Like most reality shows, Wickedly Perfect relies on cat-fighting and bitch-slapping (figurative only at this point, but one can hope). You might feel a sort of guilty pleasure in watching these Martha devotees take their tasks so seriously and work themselves into tizzys over details large and small. The histrionics that Tom would have undoubtedly recreated week after week might have been reason enough to want him kept around.
Nonetheless, if it's a send up of domesticity you want, ABC's Desperate Housewives is far superior, and Bree Van De Camp (Marcia Cross) a better Martha than these Artisans and Beavers could ever dream of being. DH's satire of class pretensions and the dirty little secrets of privilege is more satisfyingly pointed than whatever it is Wickedly Perfect means to convey. Should we laugh at these social climbers or are we supposed to identify with their desires to make the minutiae of daily life things of beauty? Is it a critique or a celebration?
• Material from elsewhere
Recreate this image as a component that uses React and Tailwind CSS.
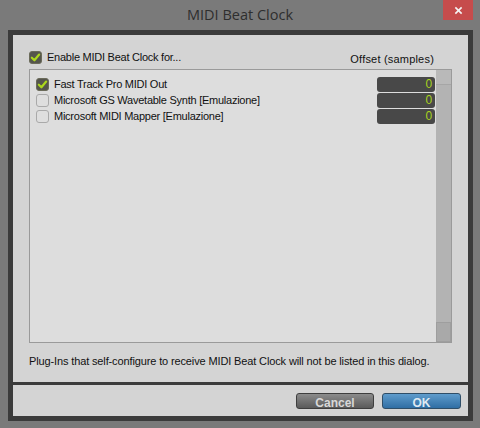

Love her or hate her, Martha Stewart and her vast eponymous empire show none of this vacillation. It is clear in Martha's every move and injunction that we, all of us, are supposed to want to make our private lives perfect and precious. That this crosses social and economic boundaries (at least ideally) is attested to by the brand synergy of Martha Stewart Everyday and K-Mart, just as Martha's own domestic convictions (some might say fascism) are tempered by her willingness to poke fun at herself on shows like Late Night with David Letterman.
Rumor has it that Martha is already working on a reality show of her own for NBC with Mark Burnett (of Survivor fame), set to go into production after she gets out of "Camp Cupcake." The show will be a cross between Survivor and The Apprentice. Given Martha's reputation, I can imagine (or perhaps fantasize) how she would tear apart the bitches and whiners of Wickedly Perfect. When Martha is released from "prison" (March, 2005), she will be able to take matters into her own hands with her own bunch of wannabes. Until then, Wickedly Perfect leaves us longing for the real thing.